For tensile tests, the ECAP-processed samples (rod-shaped) were machined into dumbbell-shaped specimens with threaded grips. The dimensions of the specimens for the low-strain-rate tests (\(\dot{\varepsilon } = 4 \times 10^{ - 7} /{\text{s}}\)) and for the normal-strain-rate tests (\(\dot{\varepsilon } = 1 \times 10^{ - 2} /{\text{s}}\)) were illustrated in Supplementary Fig S1(d) and (e), respectively. The tensile tests were carried out at room temperature using a tensile testing machine (Shimadzu AG–X plus 300kN) in which an in-house made chucking device with thread-cut parts was installed to hold the specimen.

In the low-strain-rate tests (\(\dot{\varepsilon } = 4 \times 10^{ - 7} /{\text{s}}\)), the strain rate was controlled by a feedback control method with a contact extensometer (Shimadzu SSG50-10H) for the first 7,200 s. After that, the strain rate was controlled by a constant crosshead speed of 0.00137 mm/min. The actual imposed strain rate on the specimens against logarithmic strain is shown in Supplementary Fig. S2(a).

In the normal-strain-rate tests (\(\dot{\varepsilon } = 1 \times 10^{ - 2} /{\text{s}}\)), the strain rate was controlled throughout the test by a feedback control method utilizing an opposite arm half bridge with two 3-wire active gauges (TML FLA-2–23) glued on the specimen surface. The actual imposed strain rate on the specimens against logarithmic strain is shown in Supplementary Fig. S2(b).

Stress relaxation tests

The stress relaxation tests at three elongation stages (at logarithmic strains (\(\varepsilon\)) of 0.005, 0.01, and 0.015) were carried out. Toward each elongation stage, tensile loading was governed by a constant crosshead speed of 0.48 mm/min. Thus, the actual strain rates of the specimens varied during tensile loading as shown in Supplementary Fig. S2(c). The actual strain rates just before the beginning of relaxation, which determined the stress value at the beginning of relaxation, were in the range of \(2 \times 10^{ - 4} /{\text{s}}\) to \(1 \times 10^{ - 3} /{\text{s}}\). During the relaxation tests, the variation in strain was kept to be zero using the feedback control with the opposite arm half bridge with two 3-wire active gauges (TML FLA-2–23). Supplementary Table S1(a) shows curve-fitting details of the experimental stress relaxation behaviors using Eq. (2). Supplementary Table S1(b) shows curve-fitting details of the athermal stress–logarithmic plastic strain relations using n-th power law.
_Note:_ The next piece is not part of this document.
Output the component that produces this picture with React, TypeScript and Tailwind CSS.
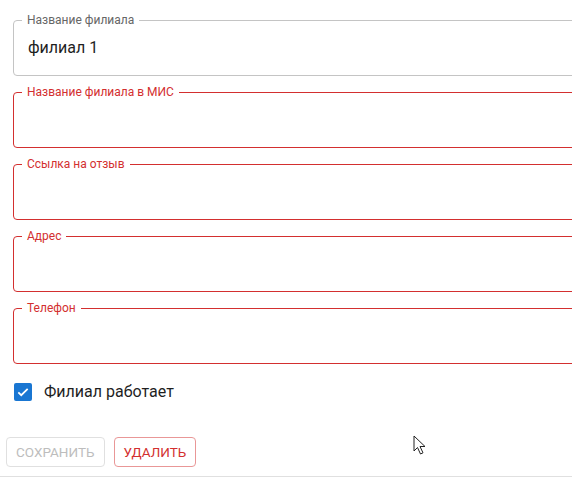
import React from 'react';

type FieldProps = {
  label: string;
  value?: string;
  error?: boolean;
};

function OutlinedField({ label, value, error }: FieldProps) {
  const border = error ? 'border-[#d32f2f]' : 'border-[#c4c4c4]';
  const labelColor = error ? 'text-[#d32f2f]' : 'text-[#666666]';
  return (
    <fieldset className={`m-0 h-[62px] w-[620px] rounded-[4px] border ${border} px-[8px] pb-0 pt-0`}>
      <legend className={`px-[5px] text-[12px] leading-[12px] ${labelColor}`}>{label}</legend>
      <input
        readOnly
        value={value ?? ''}
        className="block h-[45px] w-full bg-transparent px-[6px] pb-[2px] text-[16px] text-[#1f1f1f] outline-none"
      />
    </fieldset>
  );
}

function App() {
  return (
    <div className="relative h-[478px] w-[572px] overflow-hidden bg-white font-['Roboto',sans-serif]">
      <div className="flex flex-col gap-[10px] pl-[13px] pt-[14px]">
        <OutlinedField label="Название филиала" value="филиал 1" />
        <OutlinedField label="Название филиала в МИС" error />
        <OutlinedField label="Ссылка на отзыв" error />
        <OutlinedField label="Адрес" error />
        <OutlinedField label="Телефон" error />
      </div>

      {/* Checkbox */}
      <label className="mt-[16px] flex items-center gap-[12px] pl-[14px]">
        <span className="flex h-[18px] w-[18px] items-center justify-center rounded-[2px] bg-[#1976d2]">
          <svg viewBox="0 0 24 24" className="h-[14px] w-[14px]" fill="none" stroke="white" strokeWidth="3">
            <path d="M4 12.5l5 5L20 6.5" />
          </svg>
        </span>
        <span className="text-[16px] text-[#1f1f1f]">Филиал работает</span>
      </label>

      {/* Actions */}
      <div className="mt-[33px] flex gap-[9px] pl-[6px]">
        <button
          disabled
          className="h-[30px] rounded-[4px] border border-[#e0e0e0] px-[9px] text-[13.5px] font-normal uppercase text-[#bdbdbd]"
        >
          Сохранить
        </button>
        <button className="h-[30px] rounded-[4px] border border-[#e99797] px-[9px] text-[13.5px] font-normal uppercase text-[#d32f2f]">
          Удалить
        </button>
      </div>

      <div className="mt-[9px] h-px w-full bg-[#e0e0e0]" />

      {/* Mouse cursor */}
      <svg className="absolute left-[413px] top-[435px]" width="14" height="21" viewBox="0 0 14 21">
        <path d="M1 1v15l3.5-3.5 3 6.5 2.5-1.2-3-6.3H12z" fill="white" stroke="#222" strokeWidth="1" />
      </svg>
    </div>
  );
}

export default App;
Identification of athermal stress

Our method for identifying \(\sigma_{{\text{i}}}\) using the stress relaxation tests was based on the assumption that the material properties before and during stress relaxation were nearly identical. To examine the validity of this assumption, we compared stresses observed in the low-strain-rate tests and in the relaxation tests at the moments when the same plastic strain rate occurred. We extracted the true stresses and strain rates at strains of 0.005, 0.01 and 0.015 from the results of the low-strain-rate tests with \(\dot{\varepsilon } = 4 \times 10^{ - 7} /{\text{s}}\) (Fig. 1(a)). On the other hand, from the curves fitted to the stress relaxation test results (Fig. 3 and Supplementary Fig. S3(a) and (b), we computed relationships between the true stress and the plastic strain rate during stress relaxation. The relative difference (RD, defined by Eq. (4)) between the stress values in the tensile tests and in the relaxation tests at the same plastic strain rate was within \(\pm 20\%\) (mostly \( \pm 10\%\); Supplementary Fig. S4). The definition of the relative difference, RD, is

$$ RD = \frac{{\sigma_{{{\text{relax}}}} - \sigma_{{{\text{tens}}}} }}{{ \sigma_{{{\text{tens}}}} }} , $$
(4)

where \(\sigma_{{{\text{tens}}}}\) and \(\sigma_{{{\text{relax}}}}\) are the true stresses observed in the low-strain-rate tensile tests and in the relaxation tests, respectively, at the moments when the same plastic strain rate value was recorded.